Second, the fill-function of the ArcGIS Hydro Tools was used to demarcate the circular depression within the chahs, as rendered in a LiDAR-derived, digital elevation model (Fig. 4a). After filtering the depression recognition data to remove extraneous negative features, results of this approach to chah mapping agreed well with that obtained from visual (manual) identification. This approach to chah identification and mapping was augmented with first-return LiDAR data (Fig. 4b). Fuchsia-colored polygons in the lower left-hand part of the image indicate positive features identified by the first-return of the LiDAR laser pulsing. These features recognized are trees growing (planted) along surface irrigation canals fed by the kariz.

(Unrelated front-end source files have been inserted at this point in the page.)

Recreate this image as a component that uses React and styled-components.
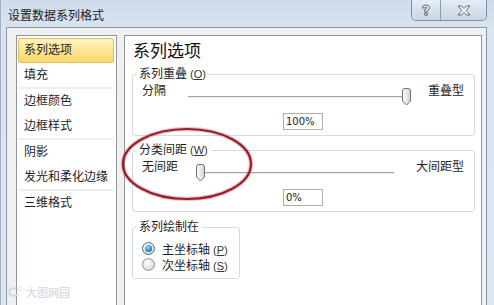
import React from "react";
import styled, { createGlobalStyle, css } from "styled-components";

const GlobalStyle = createGlobalStyle`
  html, body {
    margin: 0;
    padding: 0;
    width: 494px;
    height: 305px;
    overflow: hidden;
  }
  body {
    font-family: "Liberation Sans", "Noto Sans CJK SC", sans-serif;
    font-size: 12px;
    color: #1e1e1e;
  }
`;

const Window = styled.div`
  position: relative;
  width: 494px;
  height: 305px;
  box-sizing: border-box;
  display: flex;
  flex-direction: column;
  padding: 0 7px 0 5px;
  border-left: 1px solid #a3b0c0;
  background: linear-gradient(180deg, #cfdbe9 0px, #d9e4f0 28px, #dde7f2 100%);
  overflow: hidden;
`;

const TitleBar = styled.div`
  height: 27px;
  display: flex;
  justify-content: space-between;
  align-items: flex-start;
  flex-shrink: 0;
`;

const Title = styled.div`
  margin: 8px 0 0 2px;
  line-height: 16px;
  font-size: 12px;
  color: #1b1b1b;
`;

const CaptionGroup = styled.div`
  display: flex;
  height: 20px;
  border: 1px solid #7d8ea5;
  border-top: none;
  border-radius: 0 0 5px 5px;
  overflow: hidden;
  box-shadow: inset 0 0 0 1px rgba(255, 255, 255, 0.6);
`;

const CaptionButton = styled.div`
  width: ${(p) => p.$w}px;
  display: flex;
  align-items: center;
  justify-content: center;
  background: linear-gradient(180deg, #e6edf5 0%, #d6e1ec 50%, #c9d6e4 100%);
  & + & {
    border-left: 1px solid #8c9cb1;
  }
`;

const Body = styled.div`
  flex: 1;
  display: flex;
  min-height: 0;
  box-sizing: border-box;
  padding: 7px 4px 0 9px;
  border: 1px solid #8a98ab;
  border-bottom: none;
  background: #f0f0f0;
`;

const NavList = styled.div`
  width: 101px;
  box-sizing: border-box;
  border: 1px solid #8f959c;
  border-bottom: none;
  background: #fff;
  padding: 2px 2px 0 1px;
  display: flex;
  flex-direction: column;
`;

const NavItem = styled.div`
  height: 25px;
  box-sizing: border-box;
  line-height: 23px;
  padding-left: 5px;
  border: 1px solid transparent;
  border-radius: 2px;
  white-space: nowrap;
  ${(p) =>
    p.$active &&
    css`
      background: linear-gradient(180deg, #fff3c0 0%, #fde48f 55%, #fcd86b 100%);
      border-color: #e0bf63;
    `}
`;

const NavSeparator = styled.div`
  height: 2px;
  margin-top: -1px;
  background: #eceff2;
`;

const Panel = styled.div`
  flex: 1;
  margin-left: 7px;
  box-sizing: border-box;
  border: 1px solid #8f959c;
  border-bottom: none;
  background: #fff;
  padding: 5px 6px 0 7px;
  display: flex;
  flex-direction: column;
`;

const Heading = styled.div`
  font-size: 17px;
  line-height: 22px;
  margin-left: 1px;
  color: #111;
`;

const Group = styled.fieldset`
  margin: ${(p) => p.$top}px 0 0 0;
  padding: 1px 10px 5px 9px;
  border: 1px solid #d5dadf;
  border-radius: 3px;
  min-width: 0;
  ${(p) =>
    p.$narrow &&
    css`
      align-self: flex-start;
      width: 108px;
      box-sizing: border-box;
      padding-top: 5px;
      padding-bottom: 6px;
    `}
`;

const Legend = styled.legend`
  padding: 0 3px;
  margin-left: -6px;
  line-height: 16px;
  font-size: 12px;
  white-space: nowrap;
`;

const Key = styled.span`
  margin-left: 3px;
  font-size: 11px;
  color: #333;
  & u {
    text-underline-offset: 1px;
  }
`;

const SliderRow = styled.div`
  display: flex;
  align-items: flex-start;
  gap: 17px;
`;

const SliderLabel = styled.div`
  line-height: 16px;
  white-space: nowrap;
`;

const Slider = styled.div`
  position: relative;
  flex: 1;
  height: 17px;
  margin-top: 5px;
`;

const Track = styled.div`
  position: absolute;
  left: 5px;
  right: 5px;
  top: 8px;
  height: 1px;
  background: #a4a4a4;
  border-bottom: 1px solid #ececec;
`;

const Thumb = styled.svg`
  position: absolute;
  top: 0;
  width: 11px;
  height: 18px;
`;

const ValueRow = styled.div`
  display: flex;
  justify-content: center;
  margin-top: 8px;
`;

const ValueBox = styled.input`
  width: 40px;
  height: 17px;
  box-sizing: border-box;
  border: 1px solid #abadb3;
  padding: 0 2px;
  font-family: "DejaVu Sans", "Liberation Sans", sans-serif;
  font-size: 10px;
  color: #222;
  outline: none;
  background: #fff;
`;

const RadioRow = styled.label`
  display: flex;
  align-items: center;
  height: 16px;
  gap: 7px;
  white-space: nowrap;
`;

const RadioDot = styled.span`
  position: relative;
  width: 13px;
  height: 13px;
  box-sizing: border-box;
  border-radius: 50%;
  border: 1px solid #8f9193;
  background: radial-gradient(circle at 40% 35%, #ffffff 0%, #e4e4e4 55%, #c9c9c9 100%);
  ${(p) =>
    p.$checked &&
    css`
      border-color: #3f6e95;
      &::after {
        content: "";
        position: absolute;
        left: 2px;
        top: 2px;
        width: 7px;
        height: 7px;
        border-radius: 50%;
        background: radial-gradient(circle at 40% 35%, #a9dcff 0%, #3c8ed2 50%, #0d4a86 100%);
      }
    `}
`;

const Annotation = styled.svg`
  position: absolute;
  left: 117px;
  top: 124px;
  width: 138px;
  height: 80px;
  pointer-events: none;
`;

const Watermark = styled.div`
  position: absolute;
  left: 6px;
  bottom: 5px;
  display: flex;
  align-items: center;
  gap: 3px;
  font-size: 11px;
  color: #d3d8de;
  text-shadow: 0 0 1px #eef1f4;
`;

const ThumbIcon = ({ value }) => (
  <Thumb
    viewBox="0 0 11 18"
    style={{ left: `calc(${value}% - ${(value * 10) / 100}px)` }}
  >
    <defs>
      <linearGradient id="tg" x1="0" y1="0" x2="1" y2="0">
        <stop offset="0" stopColor="#fdfdfd" />
        <stop offset="1" stopColor="#d3d3d3" />
      </linearGradient>
    </defs>
    <path
      d="M1.5 3 Q1.5 0.5 4 0.5 H7 Q9.5 0.5 9.5 3 V13 L5.5 17 L1.5 13 Z"
      fill="url(#tg)"
      stroke="#707070"
      strokeWidth="1"
    />
  </Thumb>
);

const SliderGroup = ({ legend, keyChar, left, right, value, text, top }) => (
  <Group $top={top}>
    <Legend>
      {legend}
      <Key>
        (<u>{keyChar}</u>)
      </Key>
    </Legend>
    <SliderRow>
      <SliderLabel>{left}</SliderLabel>
      <Slider>
        <Track />
        <ThumbIcon value={value} />
      </Slider>
      <SliderLabel>{right}</SliderLabel>
    </SliderRow>
    <ValueRow>
      <ValueBox readOnly value={text} />
    </ValueRow>
  </Group>
);

const navGroups = [
  ["系列选项", "填充"],
  ["边框颜色", "边框样式"],
  ["阴影", "发光和柔化边缘"],
  ["三维格式"],
];

export default function App() {
  return (
    <Window>
      <GlobalStyle />
      <TitleBar>
        <Title>设置数据系列格式</Title>
        <CaptionGroup>
          <CaptionButton $w={28}>
            <svg width="10" height="12" viewBox="0 0 10 12">
              <path
                d="M1.5 4 Q1.5 1 5 1 Q8.5 1 8.5 3.8 Q8.5 5.6 6.3 6.4 V8 H3.8 V5.6 Q6 5 6 3.8 Q6 3.1 5 3.1 Q4 3.1 4 4 Z M3.8 9 H6.3 V11.2 H3.8 Z"
                fill="#fff"
                stroke="#4a5565"
                strokeWidth="0.9"
                strokeLinejoin="round"
              />
            </svg>
          </CaptionButton>
          <CaptionButton $w={45}>
            <svg width="14" height="11" viewBox="0 0 14 11">
              <path
                d="M1 1 H4.5 L7 3.6 L9.5 1 H13 L9 5.5 L13 10 H9.5 L7 7.4 L4.5 10 H1 L5 5.5 Z"
                fill="#fff"
                stroke="#4a5565"
                strokeWidth="0.9"
                strokeLinejoin="round"
              />
            </svg>
          </CaptionButton>
        </CaptionGroup>
      </TitleBar>
      <Body>
        <NavList>
          {navGroups.map((group, gi) => (
            <React.Fragment key={gi}>
              {gi > 0 && <NavSeparator />}
              {group.map((label) => (
                <NavItem key={label} $active={label === "系列选项"}>
                  {label}
                </NavItem>
              ))}
            </React.Fragment>
          ))}
        </NavList>
        <Panel>
          <Heading>系列选项</Heading>
          <SliderGroup
            top={3}
            legend="系列重叠"
            keyChar="O"
            left="分隔"
            right="重叠型"
            value={100}
            text="100%"
          />
          <SliderGroup
            top={6}
            legend="分类间距"
            keyChar="W"
            left="无间距"
            right="大间距型"
            value={0}
            text="0%"
          />
          <Group $top={7} $narrow>
            <Legend>系列绘制在</Legend>
            <RadioRow>
              <RadioDot $checked />
              <span>
                主坐标轴<Key>(<u>P</u>)</Key>
              </span>
            </RadioRow>
            <RadioRow>
              <RadioDot />
              <span>
                次坐标轴<Key>(<u>S</u>)</Key>
              </span>
            </RadioRow>
          </Group>
        </Panel>
      </Body>
      <Annotation viewBox="0 0 138 80">
        <ellipse cx="69" cy="40" rx="64" ry="35" fill="none" stroke="rgba(160,40,50,0.25)" strokeWidth="4.5" />
        <ellipse cx="69" cy="40" rx="64" ry="35" fill="none" stroke="#9e1b2a" strokeWidth="2.2" />
      </Annotation>
      <Watermark>
        <svg width="16" height="12" viewBox="0 0 16 12">
          <path d="M9 3 Q4 1 2.5 5 Q1.5 9.5 6.5 10 Q9.5 10 11 8" fill="none" stroke="#d3d8de" strokeWidth="2" />
          <circle cx="13" cy="2.5" r="1.8" fill="none" stroke="#d3d8de" strokeWidth="0.8" />
        </svg>
        <span>大图网园</span>
      </Watermark>
    </Window>
  );
}
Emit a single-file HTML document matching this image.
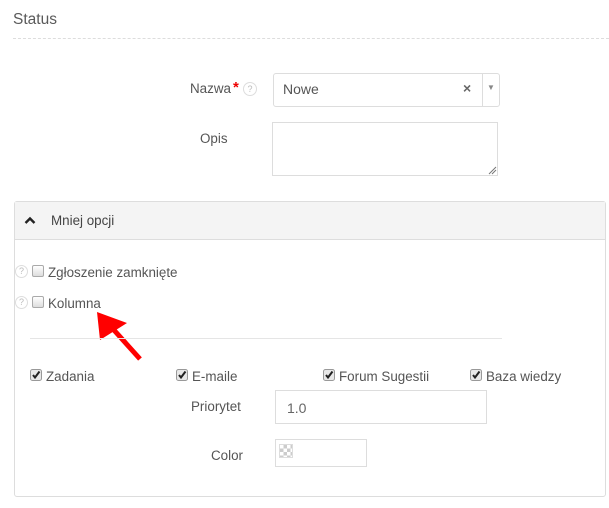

An additional aspect of this use of ArcGIS depression rendering is that abandoned chahs can be identified if any LiDAR-detectable depression still persists. This is exemplified by the straight reach of faint, abandoned chahs circumvented to the left (west) by a replacement conduit system (Fig. 4b).

Fig. 4
figure 4

Lidar-enhanced orthophotography processed with a routine to identify topographically low points identifies kariz locations. Study area location is shown in Fig. 3. a A complex of karezes following river systems in alluvial fans radiating off the Hindu Kush in Afghanistan. b Close-up of two sub-parallel karezes. Kariz on the right shows a section (faint green-filled chahs) that appears to be bypassed by newer chahs (bright green-filled chahs). Fuchsia-colored polygons represent positive features detected using first-return from the LiDAR data

Hydraulic conductivity (K h) of alluvial fan sediments hosting karezes

Over most of non-mountainous Afghanistan, soil samples to a depth of ~1.5 m in alluvial materials were collected and grain size analyses completed (J. Kelley, personal communication, 2010; Fig. 3). Hydraulic conductivities (K h) of the soils were estimated using the Hazen equation (K h = d 210 , where K has units of cm sec−1 and d10 of mm) and converted to m day−1. The estimated K h of these samples are consistent with those of sediments behaving as aquifers (Fig. 5a): arithmetic and geometric mean K h of those soils on alluvial fan material is about 0.8 and 0.004 m day−1, which is within the range of productive aquifers. K h determined from pumping test results near Kandahar and in the Kabul Basin (CDM 2003; Fig. 5b) are several orders of magnitude higher, with average K h ~ 70 m day−1. The latter value is similar to an average of the K hs used by Mack et al. (2010a) for fan alluvium and colluvium (50 m day−1) and river channel sediments (100 m day−1) in the Kabul Basin. In alluvial fan sediments, it is expected that finer-grained sediments should be encountered with depth and in distal locations, such that hydraulic conductivity will decrease with depth and distance from the sediment source (Reading 1978; Blair and McPherson 1994); deposition of fluvial sediments on top of alluvial fans could deposit fining upwards sediments on top of the alluvial fan sediments. For the computer simulations of kariz hydraulics in this study, we did not have data to quantify any depth- or spatial-dependence of K h, so we assumed a fairly simple K h distribution: we assigned the computer model domain a horizontal hydraulic conductivity (K xy) of 70 m day−1 and vertical hydraulic conductivity (K v) that is 10 % of K xy.

Fig. 5
figure 5

Hydraulic conductivity (K h) of kariz materials. a K h estimated using the Hazen equation and d10 of soil samples collected in Afghanistan (J. Kelley, personal communication, 2010; grain size data from Jason McKenna, Julie Kelley, Lillian Wakeley, and Sam Jackson through US Army Engineering Research and Development Center). Almost all are greater than ~9 × 10−5 m day-1 (10−7 cm sec−1), which is an approximate minimum for aquifers. b Results of pumping tests near Kandahar (white bars; CDM 2003) and in the Logar River alluvial aquifer in the Kabul basin (gray bars; Tünnermeier et al. 2005) presented in order of increasing K h

Kariz dimensions and water discharge rates

Kariz geometries and water supply rates were compiled from a number of published sources of information, including those from Iran, Iraq, Afghanistan and Pakistan. Described below are the ranges of sizes and rates for kariz parameters, with indication of which were selected to represent karezes in the study area for the computer models.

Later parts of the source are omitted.